Mais s’il n’est pas envisageable de construire le Paradis sur la terre, c’est déjà beaucoup que d’empêcher l’enfer de redéborder. Comme le faisait remarquer le Père Calmel : « Celui qui veut, dans la société civile, non seulement la justice, mais toute la justice et tout de suite, celui-là n’a pas le sens politique. Il ne comprend pas que la vie de la cité se développe dans le temps et qu’une certaine durée est indispensable pour corriger et améliorer ; surtout il ne comprend pas l’inévitable intrication de bien et de mal à laquelle, de fait, la cité humaine se trouve condamnée, depuis le bannissement définitif du Paradis de justice et d’allégresse. Vouloir détruire immédiatement toute injustice c’est déchaîner des injustices pires. »
Qui veut la fin, doit donc vouloir les (bons) moyens. Chaque jour qui passe, notre monde se réveille de moins en moins humain, la tête défaite. Pourquoi donc ? Parce que depuis plus de deux siècles, il se veut de moins en moins chrétien.

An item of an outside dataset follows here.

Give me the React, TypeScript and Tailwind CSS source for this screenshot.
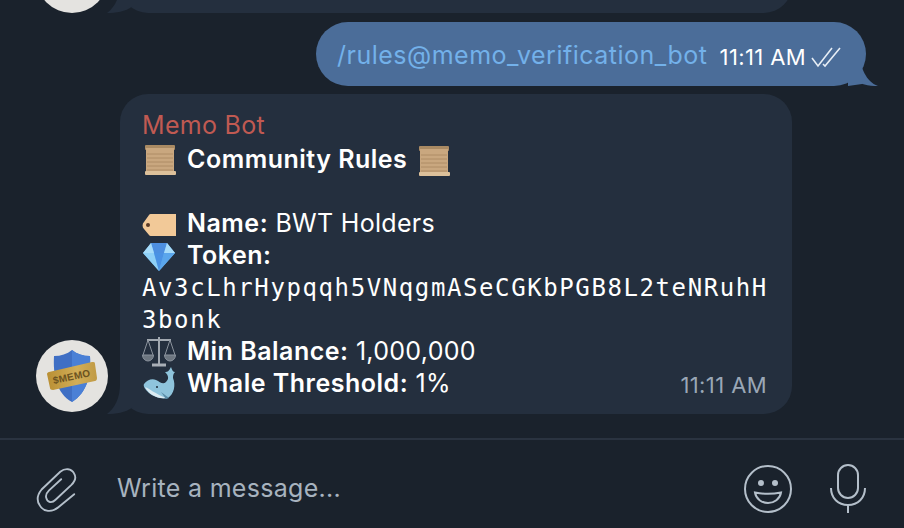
import type { ReactNode } from "react"

const Scroll = () => (
  <svg width="34" height="34" viewBox="0 0 34 34" className="shrink-0">
    <rect x="3" y="2" width="30" height="5" rx="1" fill="#a98a63" />
    <rect x="4" y="5" width="28" height="25" fill="#c9a77f" />
    <path d="M5 11h26M5 15h26M5 19h26M5 23h26M5 27h26" stroke="#ae8c66" strokeWidth="1" />
    <rect x="3" y="28" width="31" height="4" rx="1" fill="#dcc09a" />
  </svg>
)

const Tag = () => (
  <svg width="34" height="34" viewBox="0 0 34 34" className="shrink-0">
    <path d="M9 7h25v22H9a2 2 0 0 1-2-1l-5-6a5 5 0 0 1 0-7l5-7a2 2 0 0 1 2-1z" fill="#f2c998" />
    <circle cx="6" cy="18" r="2" fill="#5a3a25" />
  </svg>
)

const Gem = () => (
  <svg width="34" height="34" viewBox="0 0 34 34" className="shrink-0">
    <path d="M9 4h16l8 10-16 18L1 14z" fill="#6fb9f2" />
    <path d="M9 4h16l-3 10H12z" fill="#4d8fe0" />
    <path d="M1 14h11l5 18z" fill="#8fd0f7" />
    <path d="M33 14H22l-5 18z" fill="#5aa6ec" />
    <path d="M12 14h10l-5 18z" fill="#4a92e4" />
    <path d="M9 4l3 10H1zM25 4l-3 10h11z" fill="#a7dcfa" />
  </svg>
)

const Scales = () => (
  <svg width="34" height="34" viewBox="0 0 34 34" fill="none" stroke="#8a929c" className="shrink-0">
    <path d="M17 2v27M5 5h24" strokeWidth="2" stroke="#a1a8b0" />
    <path d="M10 30h14" strokeWidth="3" stroke="#a9afb6" />
    <path d="M6 5 1 20M6 5l5 15M28 5l-5 15M28 5l5 15" strokeWidth="1" />
    <path d="M0.5 20h11a5.5 6 0 0 1-11 0zM22.5 20h11a5.5 6 0 0 1-11 0z" fill="#6d7680" strokeWidth="1" />
  </svg>
)

const Whale = () => (
  <svg width="34" height="34" viewBox="0 0 34 34" className="shrink-0">
    <path d="M2 17C5 13 10 11 14 13c4 2 7 5 10 2 3-3 3-6-1-10 3 0 4-1 6-5 1 3 2 5 4 5-2 2-2 4-2 6 3 7 1 16-5 20-6 2-17-2-21-7-2-2-4-5-3-7z" fill="#8fc4dc" />
    <path d="M3 20c5 2 9 6 21 11-8 1-17-3-21-11z" fill="#dcebf2" />
    <path d="M19 25l8 6-3 1z" fill="#5a8ba6" />
    <circle cx="15" cy="20" r="1" fill="#1c2b3a" />
  </svg>
)

const Avatar = () => (
  <div className="flex size-[72px] shrink-0 items-center justify-center overflow-hidden rounded-full bg-[#e4e3e0]">
    <svg width="72" height="72" viewBox="0 0 72 72">
      <defs>
        <linearGradient id="plate" x1="0" y1="0" x2="1" y2="0">
          <stop offset="0" stopColor="#b98f34" />
          <stop offset="0.6" stopColor="#d2ae58" />
          <stop offset="1" stopColor="#c09a45" />
        </linearGradient>
      </defs>
      <path d="M36 10c5 4 11 6 18 6 1 18-2 36-18 46C20 53 17 34 18 16c7 0 13-2 18-6z" fill="#3f6fc4" />
      <path d="M36 10c5 4 11 6 18 6 1 18-2 36-18 46z" fill="#4a80d6" />
      <path d="M13 32 56 22c2 0 3 0 3 2l2 14c0 2-1 3-2 3L17 50c-2 0-3-1-3-2l-3-14c0-1 1-2 2-2z" fill="url(#plate)" />
      <text x="35.5" y="40" textAnchor="middle" transform="rotate(-12 36 36)" className="fill-[#6b5220] font-['Liberation_Sans',sans-serif] text-[10px] font-bold">$MEMO</text>
    </svg>
  </div>
)

const Line = ({ icon, children }: { icon: ReactNode; children: ReactNode }) => (
  <div className="flex h-8 items-center gap-[11px]">
    {icon}
    <span>{children}</span>
  </div>
)

const IncomingTail = () => (
  <svg width="28" height="30" viewBox="0 0 28 30" className="absolute bottom-0 left-[-13px] fill-[#242f3e]">
    <path d="M13 0C13 14 8 24 0 30 9 30 18 29 26 23L26 0z" />
  </svg>
)

const Bold = ({ children }: { children: ReactNode }) => <b className="font-semibold tracking-[0.5px]">{children}</b>

export default function App() {
  return (
    <div className="flex h-screen w-full flex-col overflow-hidden bg-[#1a222c] font-['Inter',sans-serif] text-[25px] tracking-[0.3px] text-white">
      <div className="flex min-h-0 flex-1 flex-col justify-end">
        {/* old message, mostly scrolled off */}
        <div className="flex items-end pl-9">
          <div className="mr-3 size-[72px] shrink-0 rounded-full bg-[#e4e3e0]" />
          <div className="relative h-[100px] w-[672px] rounded-[28px] bg-[#242f3e]">
            <IncomingTail />
          </div>
        </div>

        <div className="mt-[9px] flex justify-end pr-[38px]">
          <div className="relative flex h-16 w-[550px] items-center rounded-[32px] bg-[#4b6d99] pt-[3px] pl-[21px]">
            <span className="tracking-[0.5px] text-[#73b1ea]">/rules@memo_verification_bot</span>
            <span className="mt-[3px] ml-3 text-[22px] tracking-[0.4px]">11:11 AM</span>
            <svg width="32" height="22" viewBox="0 0 32 22" fill="none" stroke="#e6edf5" strokeWidth="1.6" className="mt-[3px] ml-1">
              <path d="M2 12l6 8L22 2M13 18l2 2L30 2" />
            </svg>
            <svg width="30" height="30" viewBox="0 0 30 30" className="absolute right-[-12px] bottom-0 fill-[#4b6d99]">
              <path d="M12 0C12 10 18 26 30 30 20 30 12 28 6 24L0 30z" />
              <path d="M0 0h14v28L0 30z" />
            </svg>
          </div>
        </div>

        <div className="mt-2 mb-6 flex items-end pl-9">
          <div className="mr-3 mb-0.5"><Avatar /></div>
          <div className="relative flex h-80 w-[672px] flex-col rounded-[28px] bg-[#242f3e] px-[22px] pt-[15px]">
            <IncomingTail />
            <div className="h-[35px] leading-8 text-[#c05a52]">Memo Bot</div>
            <Line icon={<Scroll />}>
              <Bold>Community Rules</Bold>
              <span className="ml-[9px] inline-block align-middle"><Scroll /></span>
            </Line>
            <div className="h-8" />
            <Line icon={<Tag />}><Bold>Name:</Bold> BWT Holders</Line>
            <Line icon={<Gem />}><Bold>Token:</Bold></Line>
            <div className="font-['DejaVu_Sans_Mono',monospace] text-[24px] leading-8 tracking-[1.6px] break-all">Av3cLhrHypqqh5VNqgmASeCGKbPGB8L2teNRuhH3bonk</div>
            <Line icon={<Scales />}><Bold>Min Balance:</Bold> 1,000,000</Line>
            <Line icon={<Whale />}><Bold>Whale Threshold:</Bold> 1%</Line>
            <span className="absolute right-[25px] bottom-3 text-[22px] tracking-[0.4px] text-[#9aa7b6]">11:11 AM</span>
          </div>
        </div>
      </div>

      <div className="flex h-[90px] shrink-0 items-center border-t-2 border-[#2a3340] pt-[10px] pr-[38px] pl-9 text-[#a7b3bf]">
        <svg width="41" height="47" viewBox="0 0 44 50" fill="none" stroke="#b4bfca" strokeWidth="2" strokeLinecap="round">
          <path d="M41 30 24 44c-7 6-16 5-20-2-4-6-2-12 2-17L26 6c5-4 12-4 15 2 3 5 0 9-3 12L21 36c-4 4-9 3-10-2-1-3 1-6 3-8l13-12" />
        </svg>
        <span className="ml-10 flex-1">Write a message...</span>
        <svg width="48" height="48" viewBox="0 0 48 48" fill="none" stroke="#b4bfca" strokeWidth="2" className="mr-[38px]">
          <circle cx="24" cy="24" r="23" />
          <circle cx="17" cy="18" r="3" fill="#b4bfca" stroke="none" />
          <circle cx="31" cy="18" r="3" fill="#b4bfca" stroke="none" />
          <path d="M11 27.5Q24 30 37 27.5C36 34 30 38 24 38S12 34 11 27.5z" />
        </svg>
        <svg width="36" height="50" viewBox="0 0 36 50" fill="none" stroke="#b4bfca" strokeWidth="2">
          <rect x="8" y="1" width="20" height="33" rx="10" />
          <path d="M1 24c0 10 7 17 17 17s17-7 17-17M18 41v8" />
        </svg>
      </div>
    </div>
  )
}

En 1941 déjà, le pape Pie XII ne manquait pas de rappeler l’évidence : « De la forme donnée à la société conforme ou non aux lois divines, dépend et découle le bien ou le mal des âmes. » Rien n’interdit de penser, parmi les différents projets sur la table, que celui de Zemmour soit le plus profitable au Bien Commun. Ou le moins imparfait. A bon entendeur.